2018-11-28 17:53:58 WARN  NativeCodeLoader:62 - Unable to load native-hadoop library for your platform... using builtin-java classes where applicable
Exception in thread "main" java.lang.NoClassDefFoundError: org/apache/kafka/clients/producer/KafkaProducer
        at java.lang.Class.getDeclaredMethods0(Native Method)
        at java.lang.Class.privateGetDeclaredMethods(Unknown Source)
        at java.lang.Class.privateGetMethodRecursive(Unknown Source)
        at java.lang.Class.getMethod0(Unknown Source)
        at java.lang.Class.getMethod(Unknown Source)
        at org.apache.spark.deploy.JavaMainApplication.start(SparkApplication.scala:42)
        at org.apache.spark.deploy.SparkSubmit$.org$apache$spark$deploy$SparkSubmit$$runMain(SparkSubmit.scala:894)
        at org.apache.spark.deploy.SparkSubmit$.doRunMain(SparkSubmit.scala:198)
        at org.apache.spark.deploy.SparkSubmit$.submit(SparkSubmit.scala:228)
        at org.apache.spark.deploy.SparkSubmit$.main(SparkSubmit.scala:137)
        at org.apache.spark.deploy.SparkSubmit.main(SparkSubmit.scala)
Caused by: java.lang.ClassNotFoundException: org.apache.kafka.clients.producer.KafkaProducer
        at java.net.URLClassLoader.findClass(Unknown Source)
        at java.lang.ClassLoader.loadClass(Unknown Source)
        at java.lang.ClassLoader.loadClass(Unknown Source)
        ... 11 more
2018-11-28 17:53:58 INFO  ShutdownHookManager:54 - Shutdown hook called
2018-11-28 17:53:58 INFO  ShutdownHookManager:54 - Deleting directory C:\Users\Shaheel\AppData\Local\Temp\spark-96060579-36cc-4c68-b85e-429acad4fd38

帮我解决一下

sparks 类路径中没有 kafka jar。你要么必须使用 --jars 将它传递给提交,要么将它打包到你自己的 jar (fat-jar)
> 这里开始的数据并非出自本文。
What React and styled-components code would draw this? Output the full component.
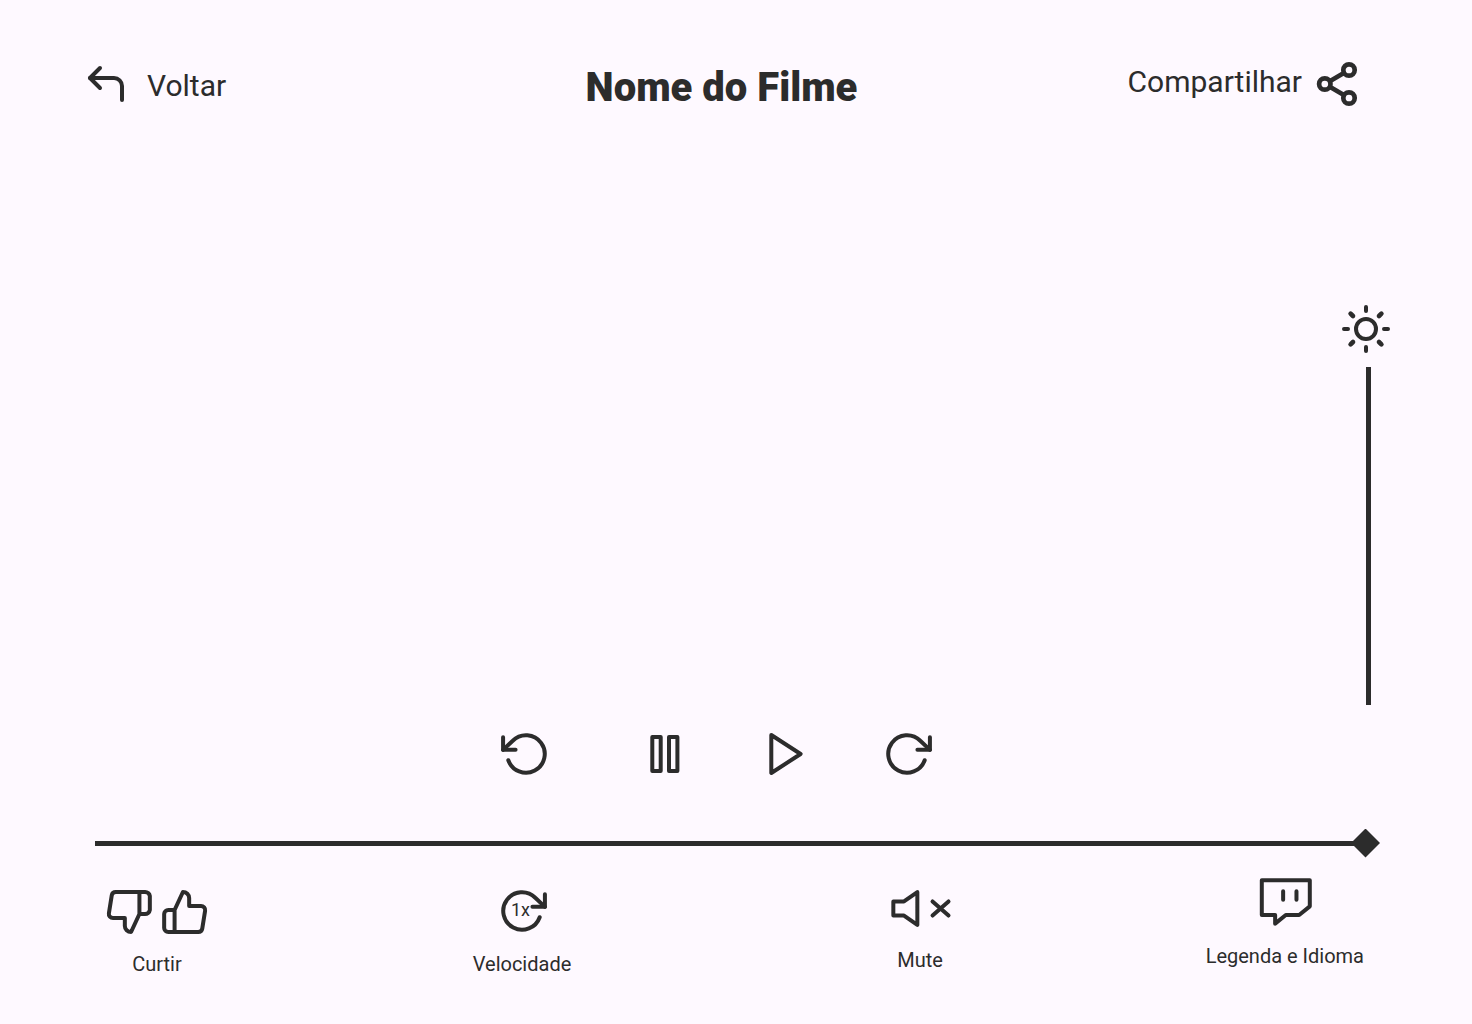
import React, { useState } from "react";
import styled, { createGlobalStyle } from "styled-components";

const ink = "#2c2c2c";
const paper = "#fef9ff";

const GlobalStyle = createGlobalStyle`
  *, *::before, *::after { box-sizing: border-box; }
  body {
    margin: 0;
    background: ${paper};
    color: ${ink};
    font-family: Roboto, "Liberation Sans", sans-serif;
  }
`;

const Page = styled.main`
  display: flex;
  flex-direction: column;
  min-height: 100vh;
  padding: 60px 82px 48px;
`;

const Header = styled.header`
  display: grid;
  grid-template-columns: 1fr auto 1fr;
  align-items: start;
  padding-right: 29px;
`;

const Title = styled.h1`
  margin: 0;
  font-size: 40px;
  font-weight: 900;
  line-height: 56px;
`;

const NavLink = styled.a`
  display: flex;
  align-items: center;
  justify-self: ${(p) => p.$side};
  gap: ${(p) => (p.$side === "start" ? 17 : 11)}px;
  color: inherit;
  text-decoration: none;
`;

const NavText = styled.span`
  padding: ${(p) => (p.$low ? "4px 0 0" : "0 0 4px")};
  font-size: 30px;
  line-height: 36px;
`;

const Svg = styled.svg`
  display: block;
  flex: none;
  fill: none;
  stroke: currentColor;
  stroke-width: ${(p) => p.$stroke}px;
  stroke-linecap: round;
  stroke-linejoin: round;
  overflow: visible;

  * { vector-effect: non-scaling-stroke; }
`;

const Stage = styled.section`
  display: flex;
  flex: 1;
  align-items: flex-end;
  justify-content: flex-end;
`;

const Brightness = styled.label`
  display: flex;
  flex-direction: column;
`;

const BrightnessRange = styled.input`
  appearance: none;
  writing-mode: vertical-lr;
  direction: rtl;
  width: 5px;
  height: 338px;
  margin: 14px 0 0 24px;
  background: ${ink};
  cursor: pointer;

  &::-webkit-slider-thumb {
    appearance: none;
    width: 5px;
    height: 5px;
    background: ${ink};
  }
`;

const IconButton = styled.button`
  display: block;
  padding: 0;
  border: 0;
  background: none;
  color: inherit;
  cursor: pointer;
`;

const Playback = styled.div`
  display: flex;
  justify-content: center;
  gap: 71px;
  margin-top: 24px;
  padding-right: 39px;
`;

const SkipBack = styled(IconButton)`
  margin-right: 18px;
`;

const Seek = styled.div`
  display: flex;
  margin-top: 49px;
  padding: 0 10px 0 13px;
`;

const SeekRange = styled.input`
  appearance: none;
  flex: 1;
  height: 30px;
  margin: 0;
  background: none;
  cursor: pointer;

  &::-webkit-slider-runnable-track {
    height: 5px;
    background: linear-gradient(${ink}, ${ink}) left / calc(100% - 14px) 100% no-repeat;
  }

  &::-webkit-slider-thumb {
    appearance: none;
    width: 29px;
    height: 29px;
    margin-top: -12px;
    background: ${ink};
    clip-path: polygon(50% 0, 100% 50%, 50% 100%, 0 50%);
  }
`;

const Actions = styled.div`
  display: grid;
  grid-template-columns: 219fr 398fr 398fr 245fr;
  align-items: end;
  margin-top: 18px;
  padding: 0 26px 0 22px;
`;

const Action = styled.div`
  display: flex;
  flex-direction: column;
  align-items: center;
  justify-self: ${(p) => p.$place || "center"};
  gap: 16px;
  padding-bottom: ${(p) => p.$lift || 0}px;
  font-size: 20px;
  line-height: 24px;
`;

const ActionButton = styled(Action).attrs({ as: "button", type: "button" })`
  padding-top: 0;
  padding-inline: 0;
  border: 0;
  background: none;
  color: inherit;
  font-family: inherit;
  cursor: pointer;
`;

const Votes = styled.div`
  display: flex;
  gap: 6px;
`;

const SpeedIcon = styled.span`
  display: grid;
  place-items: center;

  > * { grid-area: 1 / 1; }
`;

const SpeedValue = styled.span`
  padding: 0 3px 2px 0;
  font-size: 18px;
  line-height: 20px;
`;

function Icon({ width = 50, height = 50, viewBox = "0 0 24 24", stroke = 4, children }) {
  return (
    <Svg
      width={width}
      height={height}
      viewBox={viewBox}
      $stroke={stroke}
      preserveAspectRatio="none"
      aria-hidden="true"
    >
      {children}
    </Svg>
  );
}

function RotateRight() {
  return (
    <Icon>
      <path d="M23 4v6h-6" />
      <path d="M20.49 15a9 9 0 1 1-2.12-9.36L23 10" />
    </Icon>
  );
}

export default function App() {
  const [brightness, setBrightness] = useState(100);
  const [position, setPosition] = useState(100);

  return (
    <>
      <GlobalStyle />
      <Page>
        <Header>
          <NavLink href="#voltar" $side="start">
            <Icon width={48} height={48}>
              <path d="M9 14 4 9l5-5" />
              <path d="M20 20v-7a4 4 0 0 0-4-4H4" />
            </Icon>
            <NavText $low>Voltar</NavText>
          </NavLink>
          <Title>Nome do Filme</Title>
          <NavLink href="#compartilhar" $side="end">
            <NavText>Compartilhar</NavText>
            <Icon width={48} height={48} stroke={4.7}>
              <circle cx="18" cy="5" r="2.85" />
              <circle cx="5.9" cy="12" r="2.85" />
              <circle cx="18" cy="19" r="2.85" />
              <path d="m8.59 13.51 6.83 3.98M15.41 6.51l-6.82 3.98" />
            </Icon>
          </NavLink>
        </Header>

        <Stage>
          <Brightness>
            <Icon width={48} height={48}>
              <circle cx="12" cy="12" r="5" />
              <path d="M12 1v2M12 21v2M1 12h2M21 12h2" />
              <path
                strokeWidth="4.6"
                d="M4.3 4.3l1.2 1.2M18.5 18.5l1.2 1.2M4.3 19.7l1.2-1.2M18.5 5.5l1.2-1.2"
              />
            </Icon>
            <BrightnessRange
              type="range"
              aria-label="Brilho"
              value={brightness}
              onChange={(e) => setBrightness(e.target.value)}
            />
          </Brightness>
        </Stage>

        <Playback>
          <SkipBack type="button" aria-label="Retroceder">
            <Icon>
              <path d="M1 4v6h6" />
              <path d="M3.51 15a9 9 0 1 0 2.13-9.36L1 10" />
            </Icon>
          </SkipBack>
          <IconButton type="button" aria-label="Pausar">
            <Icon viewBox="0 0 50 50">
              <path d="M12.3 8h8.4v34h-8.4zM29 8h8.4v34H29z" />
            </Icon>
          </IconButton>
          <IconButton type="button" aria-label="Reproduzir">
            <Icon viewBox="0 0 50 50">
              <path d="M10.3 6 39.6 25 10.3 44z" />
            </Icon>
          </IconButton>
          <IconButton type="button" aria-label="Avançar">
            <RotateRight />
          </IconButton>
        </Playback>

        <Seek>
          <SeekRange
            type="range"
            aria-label="Progresso"
            value={position}
            onChange={(e) => setPosition(e.target.value)}
          />
        </Seek>

        <Actions>
          <Action $place="start">
            <Votes>
              <IconButton type="button" aria-label="Não curtir">
                <Icon height={48}>
                  <path d="M10 15v4a3 3 0 0 0 3 3l4-9V2H5.72a2 2 0 0 0-2 1.7l-1.38 9a2 2 0 0 0 2 2.3zM17 2h2.67A2.31 2.31 0 0 1 22 4v7a2.31 2.31 0 0 1-2.33 2H17" />
                </Icon>
              </IconButton>
              <IconButton type="button" aria-label="Curtir">
                <Icon height={48}>
                  <path d="M14 9V5a3 3 0 0 0-3-3l-4 9v11h11.28a2 2 0 0 0 2-1.7l1.38-9a2 2 0 0 0-2-2.3zM7 22H4a2 2 0 0 1-2-2v-7a2 2 0 0 1 2-2h3" />
                </Icon>
              </IconButton>
            </Votes>
            <span>Curtir</span>
          </Action>
          <ActionButton>
            <SpeedIcon>
              <RotateRight />
              <SpeedValue>1x</SpeedValue>
            </SpeedIcon>
            <span>Velocidade</span>
          </ActionButton>
          <ActionButton $lift={4}>
            <Icon width={64} height={47} viewBox="0 2 24 20">
              <path d="M11 5 6 9H2v6h4l5 4zM22.7 9l-6 6M16.7 9l6 6" />
            </Icon>
            <span>Mute</span>
          </ActionButton>
          <ActionButton $place="end" $lift={8}>
            <Icon width={64} height={52}>
              <path d="M21.3 2h-18v16h5v4l4-4h5l4-4zM11.3 11V7M16.3 11V7" />
            </Icon>
            <span>Legenda e Idioma</span>
          </ActionButton>
        </Actions>
      </Page>
    </>
  );
}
您使用的 Scala 版本为 2.12.7,而 Spark 仍在使用 Scala 版本 2.11 构建

Spark runs on both Windows and UNIX-like systems (e.g. Linux, Mac OS). It’s easy to run locally on one machine — all you need is to have java installed on your system PATH, or the JAVA_HOME environment variable pointing to a Java installation.

Spark runs on Java 8+, Python 2.7+/3.4+ and R 3.1+. For the Scala API, Spark 2.4.0 uses Scala 2.11. You will need to use a compatible Scala version (2.11.x).

Note that support for Java 7, Python 2.6 and old Hadoop versions before 2.6.5 were removed as of Spark 2.2.0. Support for Scala 2.10 was removed as of 2.3.0.

以上摘录直接摘自 Apache Spark(v2.4.0) 的文档页面。 将 Scala 版本更改为 2.11.12 并将 sbt-assembly 插件添加到 plugins.sbt 文件中。然后,您需要做的就是 运行 项目根目录(src 和 build.sbt 所在的位置)中的命令 sbt assembly 和创建的 jar 将包含 kafka-client 的依赖项

更正后的 build.sbt 如下:

val sparkVersion="2.4.0"

name := "KafkaProducer"

version := "0.1"

scalaVersion := "2.11.12"

libraryDependencies ++= Seq("org.apache.kafka" % "kafka-clients" % "2.0.1",
"org.apache.spark" %% "spark-core" % sparkVersion % Provided)

Apache Spark 的依赖项始终在 Provided 范围内使用,因为 Spark 在运行时将它们提供给代码。